Every line below is to be copied exactly, with the pictures left out.

━━ Data extract ━━

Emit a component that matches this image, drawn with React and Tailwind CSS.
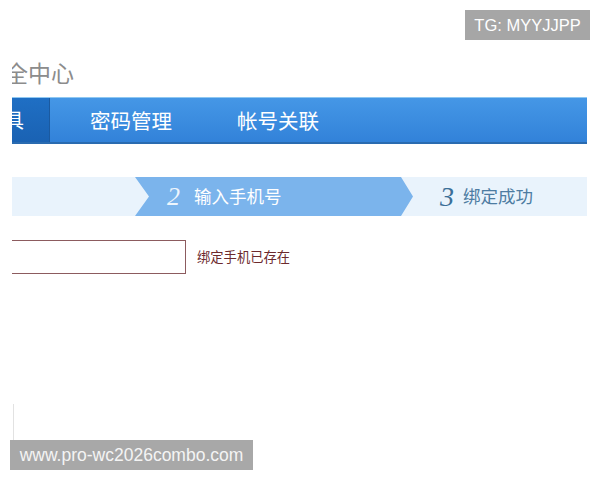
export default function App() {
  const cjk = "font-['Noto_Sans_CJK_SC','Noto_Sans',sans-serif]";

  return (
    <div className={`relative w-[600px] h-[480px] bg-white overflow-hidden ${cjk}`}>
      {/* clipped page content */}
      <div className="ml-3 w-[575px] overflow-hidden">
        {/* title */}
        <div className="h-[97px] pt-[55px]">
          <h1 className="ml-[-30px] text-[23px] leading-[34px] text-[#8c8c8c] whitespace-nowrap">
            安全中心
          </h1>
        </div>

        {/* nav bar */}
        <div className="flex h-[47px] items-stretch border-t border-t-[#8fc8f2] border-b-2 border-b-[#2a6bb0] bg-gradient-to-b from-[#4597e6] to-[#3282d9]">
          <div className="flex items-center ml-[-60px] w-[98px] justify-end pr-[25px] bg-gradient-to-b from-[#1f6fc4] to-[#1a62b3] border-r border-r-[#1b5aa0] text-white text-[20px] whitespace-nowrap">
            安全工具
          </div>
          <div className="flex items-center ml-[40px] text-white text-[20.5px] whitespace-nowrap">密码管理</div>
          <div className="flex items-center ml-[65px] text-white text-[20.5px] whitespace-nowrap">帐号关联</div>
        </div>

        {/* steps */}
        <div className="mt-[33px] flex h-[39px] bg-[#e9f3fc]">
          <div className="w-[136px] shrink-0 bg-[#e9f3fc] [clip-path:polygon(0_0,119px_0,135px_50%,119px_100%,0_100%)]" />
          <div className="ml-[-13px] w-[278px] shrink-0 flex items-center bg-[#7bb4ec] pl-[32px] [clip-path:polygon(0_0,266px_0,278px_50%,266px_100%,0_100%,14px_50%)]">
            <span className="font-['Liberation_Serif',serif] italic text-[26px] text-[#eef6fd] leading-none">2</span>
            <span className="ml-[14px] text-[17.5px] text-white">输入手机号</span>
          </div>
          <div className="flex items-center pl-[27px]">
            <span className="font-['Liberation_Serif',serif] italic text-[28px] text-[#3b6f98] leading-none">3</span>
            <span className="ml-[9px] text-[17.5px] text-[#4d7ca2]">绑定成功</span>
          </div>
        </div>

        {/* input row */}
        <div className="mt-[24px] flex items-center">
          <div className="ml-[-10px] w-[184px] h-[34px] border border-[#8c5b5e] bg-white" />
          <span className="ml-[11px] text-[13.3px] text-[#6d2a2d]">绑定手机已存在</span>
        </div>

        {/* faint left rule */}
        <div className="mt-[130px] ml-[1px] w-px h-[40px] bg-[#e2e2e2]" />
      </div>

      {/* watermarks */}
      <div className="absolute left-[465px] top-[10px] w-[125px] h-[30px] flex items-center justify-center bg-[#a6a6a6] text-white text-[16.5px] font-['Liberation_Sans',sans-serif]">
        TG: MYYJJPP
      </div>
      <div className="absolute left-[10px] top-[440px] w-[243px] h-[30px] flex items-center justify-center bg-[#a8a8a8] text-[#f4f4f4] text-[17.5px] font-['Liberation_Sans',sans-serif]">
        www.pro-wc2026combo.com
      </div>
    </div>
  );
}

━━━

# Output below
Emit a component that matches this image, drawn with React and Tailwind CSS.
export default function App() {
  const cjk = "font-['Noto_Sans_CJK_SC','Noto_Sans',sans-serif]";

  return (
    <div className={`relative w-[600px] h-[480px] bg-white overflow-hidden ${cjk}`}>
      {/* clipped page content */}
      <div className="ml-3 w-[575px] overflow-hidden">
        {/* title */}
        <div className="h-[97px] pt-[55px]">
          <h1 className="ml-[-30px] text-[23px] leading-[34px] text-[#8c8c8c] whitespace-nowrap">
            安全中心
          </h1>
        </div>

        {/* nav bar */}
        <div className="flex h-[47px] items-stretch border-t border-t-[#8fc8f2] border-b-2 border-b-[#2a6bb0] bg-gradient-to-b from-[#4597e6] to-[#3282d9]">
          <div className="flex items-center ml-[-60px] w-[98px] justify-end pr-[25px] bg-gradient-to-b from-[#1f6fc4] to-[#1a62b3] border-r border-r-[#1b5aa0] text-white text-[20px] whitespace-nowrap">
            安全工具
          </div>
          <div className="flex items-center ml-[40px] text-white text-[20.5px] whitespace-nowrap">密码管理</div>
          <div className="flex items-center ml-[65px] text-white text-[20.5px] whitespace-nowrap">帐号关联</div>
        </div>

        {/* steps */}
        <div className="mt-[33px] flex h-[39px] bg-[#e9f3fc]">
          <div className="w-[136px] shrink-0 bg-[#e9f3fc] [clip-path:polygon(0_0,119px_0,135px_50%,119px_100%,0_100%)]" />
          <div className="ml-[-13px] w-[278px] shrink-0 flex items-center bg-[#7bb4ec] pl-[32px] [clip-path:polygon(0_0,266px_0,278px_50%,266px_100%,0_100%,14px_50%)]">
            <span className="font-['Liberation_Serif',serif] italic text-[26px] text-[#eef6fd] leading-none">2</span>
            <span className="ml-[14px] text-[17.5px] text-white">输入手机号</span>
          </div>
          <div className="flex items-center pl-[27px]">
            <span className="font-['Liberation_Serif',serif] italic text-[28px] text-[#3b6f98] leading-none">3</span>
            <span className="ml-[9px] text-[17.5px] text-[#4d7ca2]">绑定成功</span>
          </div>
        </div>

        {/* input row */}
        <div className="mt-[24px] flex items-center">
          <div className="ml-[-10px] w-[184px] h-[34px] border border-[#8c5b5e] bg-white" />
          <span className="ml-[11px] text-[13.3px] text-[#6d2a2d]">绑定手机已存在</span>
        </div>

        {/* faint left rule */}
        <div className="mt-[130px] ml-[1px] w-px h-[40px] bg-[#e2e2e2]" />
      </div>

      {/* watermarks */}
      <div className="absolute left-[465px] top-[10px] w-[125px] h-[30px] flex items-center justify-center bg-[#a6a6a6] text-white text-[16.5px] font-['Liberation_Sans',sans-serif]">
        TG: MYYJJPP
      </div>
      <div className="absolute left-[10px] top-[440px] w-[243px] h-[30px] flex items-center justify-center bg-[#a8a8a8] text-[#f4f4f4] text-[17.5px] font-['Liberation_Sans',sans-serif]">
        www.pro-wc2026combo.com
      </div>
    </div>
  );
}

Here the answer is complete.